■ **Exercise aim**
Where the string "components" occurs in the material below, report the whole line.
------------------------
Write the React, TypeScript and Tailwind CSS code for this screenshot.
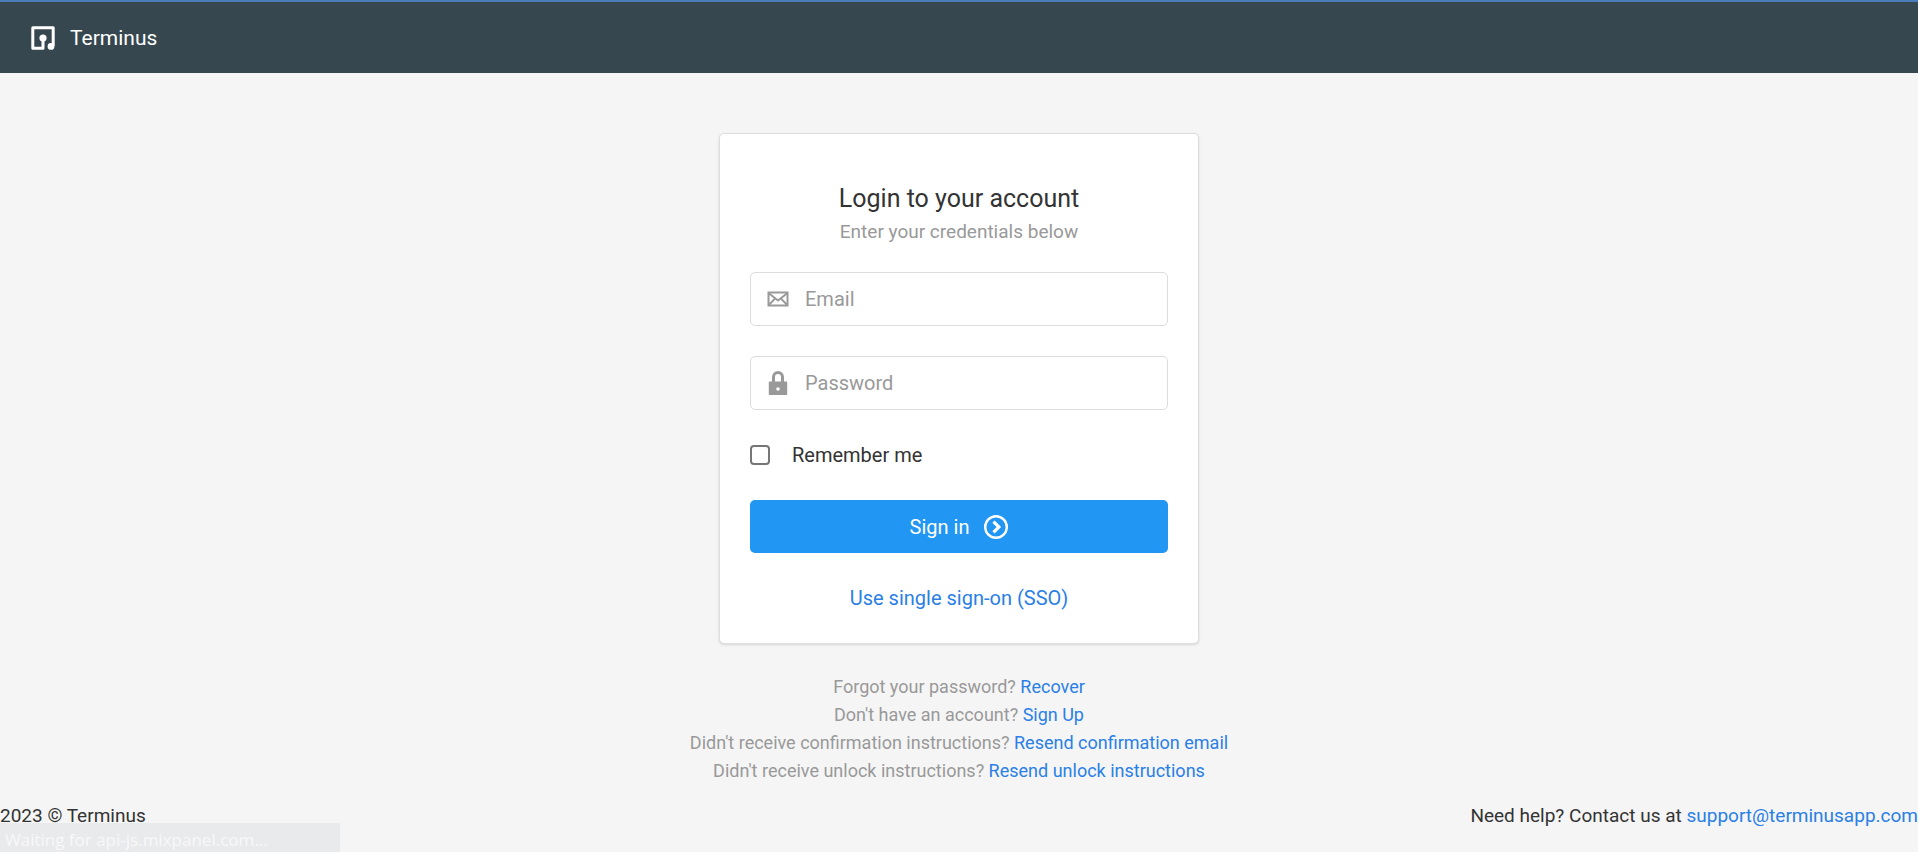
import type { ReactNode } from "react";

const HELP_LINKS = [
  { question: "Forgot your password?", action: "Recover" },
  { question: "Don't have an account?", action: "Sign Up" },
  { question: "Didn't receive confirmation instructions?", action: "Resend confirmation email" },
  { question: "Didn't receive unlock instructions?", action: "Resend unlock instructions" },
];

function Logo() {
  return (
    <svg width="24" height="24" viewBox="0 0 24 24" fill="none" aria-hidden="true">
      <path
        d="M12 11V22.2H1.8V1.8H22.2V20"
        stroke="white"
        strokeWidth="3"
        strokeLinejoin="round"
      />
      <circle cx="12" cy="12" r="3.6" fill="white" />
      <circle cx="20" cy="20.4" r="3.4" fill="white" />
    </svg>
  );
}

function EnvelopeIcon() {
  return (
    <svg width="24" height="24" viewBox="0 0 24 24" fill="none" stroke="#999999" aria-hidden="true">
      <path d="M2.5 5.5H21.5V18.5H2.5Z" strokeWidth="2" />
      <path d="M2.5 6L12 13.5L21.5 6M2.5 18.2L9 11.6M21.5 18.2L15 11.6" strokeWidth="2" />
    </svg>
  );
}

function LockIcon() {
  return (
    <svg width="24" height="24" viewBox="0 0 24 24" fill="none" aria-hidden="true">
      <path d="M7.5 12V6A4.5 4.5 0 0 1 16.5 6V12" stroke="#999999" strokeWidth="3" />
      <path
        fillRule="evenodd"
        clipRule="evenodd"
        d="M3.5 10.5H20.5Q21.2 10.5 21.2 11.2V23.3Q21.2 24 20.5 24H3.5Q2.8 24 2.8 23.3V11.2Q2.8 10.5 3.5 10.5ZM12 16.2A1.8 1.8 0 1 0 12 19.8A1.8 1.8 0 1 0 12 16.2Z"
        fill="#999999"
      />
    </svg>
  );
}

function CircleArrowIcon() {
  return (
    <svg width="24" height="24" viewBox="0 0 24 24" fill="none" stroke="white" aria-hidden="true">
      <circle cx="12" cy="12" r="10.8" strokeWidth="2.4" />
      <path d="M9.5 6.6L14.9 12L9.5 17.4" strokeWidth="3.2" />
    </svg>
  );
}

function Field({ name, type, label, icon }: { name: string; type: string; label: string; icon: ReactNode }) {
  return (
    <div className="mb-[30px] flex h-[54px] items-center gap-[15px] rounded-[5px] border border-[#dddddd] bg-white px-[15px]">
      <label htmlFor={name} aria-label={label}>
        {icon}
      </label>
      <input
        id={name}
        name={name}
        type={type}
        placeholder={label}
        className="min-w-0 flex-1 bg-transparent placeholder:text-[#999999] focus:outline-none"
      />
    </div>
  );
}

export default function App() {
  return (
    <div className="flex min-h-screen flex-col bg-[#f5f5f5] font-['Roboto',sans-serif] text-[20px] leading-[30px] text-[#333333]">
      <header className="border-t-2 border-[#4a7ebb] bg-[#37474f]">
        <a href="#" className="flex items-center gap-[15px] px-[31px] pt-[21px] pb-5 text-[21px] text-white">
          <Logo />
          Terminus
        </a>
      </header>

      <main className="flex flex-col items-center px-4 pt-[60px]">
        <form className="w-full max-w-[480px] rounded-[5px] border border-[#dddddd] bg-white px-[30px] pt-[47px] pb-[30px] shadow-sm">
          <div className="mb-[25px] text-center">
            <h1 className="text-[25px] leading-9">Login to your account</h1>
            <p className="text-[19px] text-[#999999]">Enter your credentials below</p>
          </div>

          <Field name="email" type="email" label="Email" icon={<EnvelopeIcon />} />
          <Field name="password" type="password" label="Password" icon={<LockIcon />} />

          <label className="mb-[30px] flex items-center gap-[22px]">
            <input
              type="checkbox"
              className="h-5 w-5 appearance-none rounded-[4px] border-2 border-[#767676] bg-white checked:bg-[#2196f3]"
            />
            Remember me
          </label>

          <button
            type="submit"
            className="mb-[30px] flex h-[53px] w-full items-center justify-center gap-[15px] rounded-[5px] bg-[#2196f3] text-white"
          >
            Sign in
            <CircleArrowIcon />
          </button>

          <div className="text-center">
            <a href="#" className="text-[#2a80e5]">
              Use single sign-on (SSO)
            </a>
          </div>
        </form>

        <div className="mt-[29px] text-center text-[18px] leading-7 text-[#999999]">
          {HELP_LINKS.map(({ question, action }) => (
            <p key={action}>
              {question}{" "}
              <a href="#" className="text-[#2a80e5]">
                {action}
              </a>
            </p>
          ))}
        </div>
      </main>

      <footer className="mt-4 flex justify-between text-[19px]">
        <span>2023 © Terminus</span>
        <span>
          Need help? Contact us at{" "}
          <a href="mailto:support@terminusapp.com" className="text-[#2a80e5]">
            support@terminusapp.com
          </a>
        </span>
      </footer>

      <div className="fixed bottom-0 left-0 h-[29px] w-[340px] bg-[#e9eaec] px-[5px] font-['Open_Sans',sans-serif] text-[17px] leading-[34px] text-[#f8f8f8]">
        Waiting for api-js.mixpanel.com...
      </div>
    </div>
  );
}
------------------------
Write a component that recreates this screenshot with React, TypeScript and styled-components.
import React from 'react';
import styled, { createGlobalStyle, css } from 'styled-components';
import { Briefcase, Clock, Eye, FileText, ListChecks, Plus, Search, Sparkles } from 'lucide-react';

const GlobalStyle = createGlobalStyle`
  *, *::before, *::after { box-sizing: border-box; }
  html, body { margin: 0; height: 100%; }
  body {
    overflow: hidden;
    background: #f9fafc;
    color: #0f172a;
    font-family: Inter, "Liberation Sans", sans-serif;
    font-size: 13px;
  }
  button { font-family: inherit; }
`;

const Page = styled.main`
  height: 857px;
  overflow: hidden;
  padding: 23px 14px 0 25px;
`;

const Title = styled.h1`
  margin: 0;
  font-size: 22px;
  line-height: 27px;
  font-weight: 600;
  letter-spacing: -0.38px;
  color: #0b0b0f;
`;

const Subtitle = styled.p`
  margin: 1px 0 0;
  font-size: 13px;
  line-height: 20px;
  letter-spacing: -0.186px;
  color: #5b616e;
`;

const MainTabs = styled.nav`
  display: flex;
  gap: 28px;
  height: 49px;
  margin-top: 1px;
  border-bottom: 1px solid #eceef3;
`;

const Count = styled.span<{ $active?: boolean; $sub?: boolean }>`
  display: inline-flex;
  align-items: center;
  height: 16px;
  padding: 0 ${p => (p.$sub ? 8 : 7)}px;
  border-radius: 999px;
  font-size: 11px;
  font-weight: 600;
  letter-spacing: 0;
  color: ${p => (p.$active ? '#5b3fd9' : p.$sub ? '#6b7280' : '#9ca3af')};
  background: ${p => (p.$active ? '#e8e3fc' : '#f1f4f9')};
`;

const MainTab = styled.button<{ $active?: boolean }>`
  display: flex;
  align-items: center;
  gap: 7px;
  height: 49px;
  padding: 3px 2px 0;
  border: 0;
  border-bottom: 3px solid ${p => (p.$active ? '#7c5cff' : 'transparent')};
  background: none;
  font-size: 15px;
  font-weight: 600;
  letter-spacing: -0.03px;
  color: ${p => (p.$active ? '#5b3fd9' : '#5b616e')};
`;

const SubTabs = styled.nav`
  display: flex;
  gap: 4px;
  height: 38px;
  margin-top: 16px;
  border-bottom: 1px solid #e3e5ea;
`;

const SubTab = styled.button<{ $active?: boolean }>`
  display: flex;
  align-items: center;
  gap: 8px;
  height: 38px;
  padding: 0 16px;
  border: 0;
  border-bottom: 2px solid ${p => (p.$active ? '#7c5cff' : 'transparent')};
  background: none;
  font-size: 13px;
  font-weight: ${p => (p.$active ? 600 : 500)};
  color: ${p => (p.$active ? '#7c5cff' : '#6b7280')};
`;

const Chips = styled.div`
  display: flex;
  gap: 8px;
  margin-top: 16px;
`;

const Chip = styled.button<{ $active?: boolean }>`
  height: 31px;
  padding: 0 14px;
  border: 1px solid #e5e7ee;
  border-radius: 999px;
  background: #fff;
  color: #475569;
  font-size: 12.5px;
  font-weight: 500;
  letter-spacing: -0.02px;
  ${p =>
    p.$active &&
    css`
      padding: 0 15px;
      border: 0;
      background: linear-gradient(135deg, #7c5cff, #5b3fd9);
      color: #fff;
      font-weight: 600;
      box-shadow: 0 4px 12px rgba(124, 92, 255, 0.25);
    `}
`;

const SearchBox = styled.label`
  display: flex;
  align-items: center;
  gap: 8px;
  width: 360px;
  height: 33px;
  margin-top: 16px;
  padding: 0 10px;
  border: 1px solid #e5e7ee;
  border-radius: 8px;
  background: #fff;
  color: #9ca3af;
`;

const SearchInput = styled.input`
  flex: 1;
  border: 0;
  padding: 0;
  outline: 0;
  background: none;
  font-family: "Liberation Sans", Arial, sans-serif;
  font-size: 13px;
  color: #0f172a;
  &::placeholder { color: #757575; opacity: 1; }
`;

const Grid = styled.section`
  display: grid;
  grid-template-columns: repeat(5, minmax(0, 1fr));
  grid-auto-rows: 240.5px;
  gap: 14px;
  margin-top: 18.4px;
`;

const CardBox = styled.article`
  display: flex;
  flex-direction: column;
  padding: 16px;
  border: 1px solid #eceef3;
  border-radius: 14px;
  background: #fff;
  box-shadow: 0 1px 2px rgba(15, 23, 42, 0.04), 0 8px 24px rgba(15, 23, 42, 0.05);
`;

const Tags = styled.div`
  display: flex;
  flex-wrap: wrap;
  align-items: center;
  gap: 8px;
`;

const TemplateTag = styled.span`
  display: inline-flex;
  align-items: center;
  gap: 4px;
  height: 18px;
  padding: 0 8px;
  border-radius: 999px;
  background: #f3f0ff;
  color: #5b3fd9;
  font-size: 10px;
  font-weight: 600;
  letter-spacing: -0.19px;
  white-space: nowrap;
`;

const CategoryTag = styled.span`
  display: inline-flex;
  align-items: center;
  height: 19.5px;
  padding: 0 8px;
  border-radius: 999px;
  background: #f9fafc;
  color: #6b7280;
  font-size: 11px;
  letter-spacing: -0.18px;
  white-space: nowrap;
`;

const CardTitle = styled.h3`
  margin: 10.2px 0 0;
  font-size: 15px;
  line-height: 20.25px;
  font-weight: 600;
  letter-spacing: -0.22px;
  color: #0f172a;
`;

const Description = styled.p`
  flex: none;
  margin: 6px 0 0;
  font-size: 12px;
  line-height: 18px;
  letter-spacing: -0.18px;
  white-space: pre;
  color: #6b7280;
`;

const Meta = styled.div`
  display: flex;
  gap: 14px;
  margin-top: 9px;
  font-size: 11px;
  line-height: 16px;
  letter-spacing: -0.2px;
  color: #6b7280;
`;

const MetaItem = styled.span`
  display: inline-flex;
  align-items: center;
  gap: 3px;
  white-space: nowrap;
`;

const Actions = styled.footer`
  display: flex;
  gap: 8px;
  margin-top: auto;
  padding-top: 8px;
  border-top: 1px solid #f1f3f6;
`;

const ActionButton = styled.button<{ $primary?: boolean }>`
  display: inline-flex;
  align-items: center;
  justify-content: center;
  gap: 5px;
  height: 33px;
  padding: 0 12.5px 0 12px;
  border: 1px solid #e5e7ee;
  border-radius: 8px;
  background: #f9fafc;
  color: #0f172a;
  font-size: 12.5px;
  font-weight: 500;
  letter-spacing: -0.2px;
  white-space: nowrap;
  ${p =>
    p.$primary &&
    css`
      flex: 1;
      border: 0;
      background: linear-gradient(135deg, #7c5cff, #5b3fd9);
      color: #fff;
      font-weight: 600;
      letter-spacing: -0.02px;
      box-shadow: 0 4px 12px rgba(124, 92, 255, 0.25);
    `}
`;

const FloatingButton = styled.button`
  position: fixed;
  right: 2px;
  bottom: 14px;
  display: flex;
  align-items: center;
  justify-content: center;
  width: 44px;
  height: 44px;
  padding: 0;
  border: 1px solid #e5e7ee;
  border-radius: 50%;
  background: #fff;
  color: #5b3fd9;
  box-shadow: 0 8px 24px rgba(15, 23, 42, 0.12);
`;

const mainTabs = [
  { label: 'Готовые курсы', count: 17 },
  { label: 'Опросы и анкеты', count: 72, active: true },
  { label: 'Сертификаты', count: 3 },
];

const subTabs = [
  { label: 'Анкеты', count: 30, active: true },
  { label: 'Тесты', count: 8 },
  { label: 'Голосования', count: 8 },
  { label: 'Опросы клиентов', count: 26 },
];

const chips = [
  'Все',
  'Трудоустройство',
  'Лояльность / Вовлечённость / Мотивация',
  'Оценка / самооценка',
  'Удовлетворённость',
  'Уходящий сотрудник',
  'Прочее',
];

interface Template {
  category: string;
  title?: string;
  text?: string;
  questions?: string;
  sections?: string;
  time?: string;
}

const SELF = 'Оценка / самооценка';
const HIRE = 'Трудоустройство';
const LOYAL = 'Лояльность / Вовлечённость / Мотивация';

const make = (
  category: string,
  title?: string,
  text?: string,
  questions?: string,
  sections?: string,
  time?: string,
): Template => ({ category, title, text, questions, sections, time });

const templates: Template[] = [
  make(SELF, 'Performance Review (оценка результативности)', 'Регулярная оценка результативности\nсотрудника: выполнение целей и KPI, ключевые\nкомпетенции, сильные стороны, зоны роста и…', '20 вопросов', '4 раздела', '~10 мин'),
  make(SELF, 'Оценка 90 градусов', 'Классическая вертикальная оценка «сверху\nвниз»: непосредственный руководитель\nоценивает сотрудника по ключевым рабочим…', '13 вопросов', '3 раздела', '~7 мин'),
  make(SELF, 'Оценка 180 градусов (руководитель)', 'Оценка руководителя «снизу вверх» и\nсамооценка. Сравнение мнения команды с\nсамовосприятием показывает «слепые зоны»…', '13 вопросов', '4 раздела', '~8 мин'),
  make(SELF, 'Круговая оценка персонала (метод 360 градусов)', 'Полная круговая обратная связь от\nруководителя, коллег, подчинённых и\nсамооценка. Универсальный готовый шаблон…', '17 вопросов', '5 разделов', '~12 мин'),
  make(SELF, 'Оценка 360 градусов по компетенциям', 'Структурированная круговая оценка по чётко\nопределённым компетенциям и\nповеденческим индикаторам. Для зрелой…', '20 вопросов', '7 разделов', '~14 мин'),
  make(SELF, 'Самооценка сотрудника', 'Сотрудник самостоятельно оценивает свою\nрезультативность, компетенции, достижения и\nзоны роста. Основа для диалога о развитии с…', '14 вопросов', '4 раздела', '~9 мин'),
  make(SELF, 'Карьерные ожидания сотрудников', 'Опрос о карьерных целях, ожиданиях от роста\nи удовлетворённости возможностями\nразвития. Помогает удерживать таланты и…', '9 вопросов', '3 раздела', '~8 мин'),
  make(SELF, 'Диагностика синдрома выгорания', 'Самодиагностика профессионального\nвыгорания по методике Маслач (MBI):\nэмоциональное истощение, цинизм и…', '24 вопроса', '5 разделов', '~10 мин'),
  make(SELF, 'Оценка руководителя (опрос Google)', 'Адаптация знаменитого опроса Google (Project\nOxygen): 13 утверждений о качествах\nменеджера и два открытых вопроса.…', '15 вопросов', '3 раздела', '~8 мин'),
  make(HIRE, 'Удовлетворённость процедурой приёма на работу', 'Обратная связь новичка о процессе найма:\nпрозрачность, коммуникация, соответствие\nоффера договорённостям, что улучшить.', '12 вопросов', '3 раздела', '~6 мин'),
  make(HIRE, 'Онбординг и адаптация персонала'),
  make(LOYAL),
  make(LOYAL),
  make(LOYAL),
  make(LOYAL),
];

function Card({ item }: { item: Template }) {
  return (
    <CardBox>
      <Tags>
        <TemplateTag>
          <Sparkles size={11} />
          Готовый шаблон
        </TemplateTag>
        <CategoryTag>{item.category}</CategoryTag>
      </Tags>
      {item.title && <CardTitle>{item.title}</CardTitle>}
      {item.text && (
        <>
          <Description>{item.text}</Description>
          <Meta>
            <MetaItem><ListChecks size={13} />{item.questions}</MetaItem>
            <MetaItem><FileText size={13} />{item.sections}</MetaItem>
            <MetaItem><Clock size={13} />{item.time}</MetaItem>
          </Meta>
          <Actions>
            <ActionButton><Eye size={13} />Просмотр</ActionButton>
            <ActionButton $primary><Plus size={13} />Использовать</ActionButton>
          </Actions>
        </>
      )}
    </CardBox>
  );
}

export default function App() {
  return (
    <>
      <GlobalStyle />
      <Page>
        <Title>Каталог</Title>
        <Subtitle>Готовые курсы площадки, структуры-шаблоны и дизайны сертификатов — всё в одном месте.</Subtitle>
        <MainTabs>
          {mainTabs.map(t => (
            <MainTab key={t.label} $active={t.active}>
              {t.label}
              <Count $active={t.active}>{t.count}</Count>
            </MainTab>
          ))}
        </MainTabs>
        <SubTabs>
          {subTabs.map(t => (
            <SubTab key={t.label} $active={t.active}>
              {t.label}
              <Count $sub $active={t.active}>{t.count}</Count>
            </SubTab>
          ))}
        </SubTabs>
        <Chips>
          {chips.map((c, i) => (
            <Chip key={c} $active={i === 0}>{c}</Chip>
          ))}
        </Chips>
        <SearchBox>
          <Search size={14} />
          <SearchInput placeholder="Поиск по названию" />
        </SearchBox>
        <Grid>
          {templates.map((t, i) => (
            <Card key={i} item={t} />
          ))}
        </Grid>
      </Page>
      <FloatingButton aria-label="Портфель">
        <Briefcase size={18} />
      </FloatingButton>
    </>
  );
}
------------------------
■ **Full response**
Write a component that recreates this screenshot with React, TypeScript and styled-components.
import styled, { createGlobalStyle, css } from 'styled-components';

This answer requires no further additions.